Na Korzeniowskiego liczyliśmy szczególnie, bo w eliminacjach do wyścigu pobił rekord życiowy i uzyskał minimum olimpijskie na igrzyska w Pekinie. Niestety, Polak zawiódł. Czas jaki uzyskał - 3:48.17 wystarczył mu do zajęcia piątego miejsca. Tuż za nim uplasował się Przemysław Stańczyk z czasem 3:48.33. Mistrzostwo Europy obronił Rosjanin Yury Prilukov (3:45.10). Drugi był Massimilano Rosolino (Włochy, 3:45.19), a trzeci Rosjanin Nikita Lobintsev (3:46.75).

Reklama

"Od początku czułem, że coś jest nie tak i płynę gorzej niż rano. Jestem zawiedziony" - mówił na gorąco "Korzeń".

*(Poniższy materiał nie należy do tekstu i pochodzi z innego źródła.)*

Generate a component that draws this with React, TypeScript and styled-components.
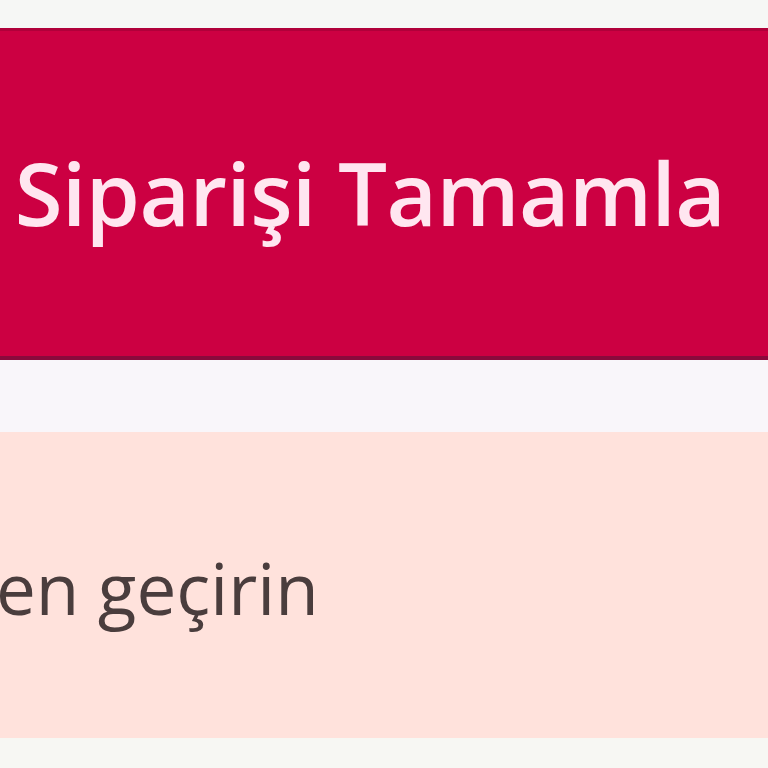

Medalu nie zdobyła także Katarzyna Baranowska, która wzięła udział w finale wyścigu na 400 m stylem zmiennym. Choć również zdobyła już olimpijskie minimum, o samym wyścigu nie będzie chciała długo pamiętać. Zajęła piąte miejsce z czasem 4:40.93. W tym wyścigu triumfowała Włoszka Alessia Filippi (4:36.68), przed Katinką Hosszu z Węgier (4:37.43) i Yaną Martynovą z Rosji (4:37.86).

Nieudany był także występ Agaty Korc. Polka popłynęła w półfinale wyścigu na 50 m stylem motylkowym, ale kompletnie zawiodła, lądując na ostatnim, ósmym miejscu. "To duże rozczarowanie. Muszę jeszcze obejrzeć powtórkę tego wyścigu, ale to nie jest normalne, bym pływała po południu gorzej, niż rankiem" - powiedziała Korc.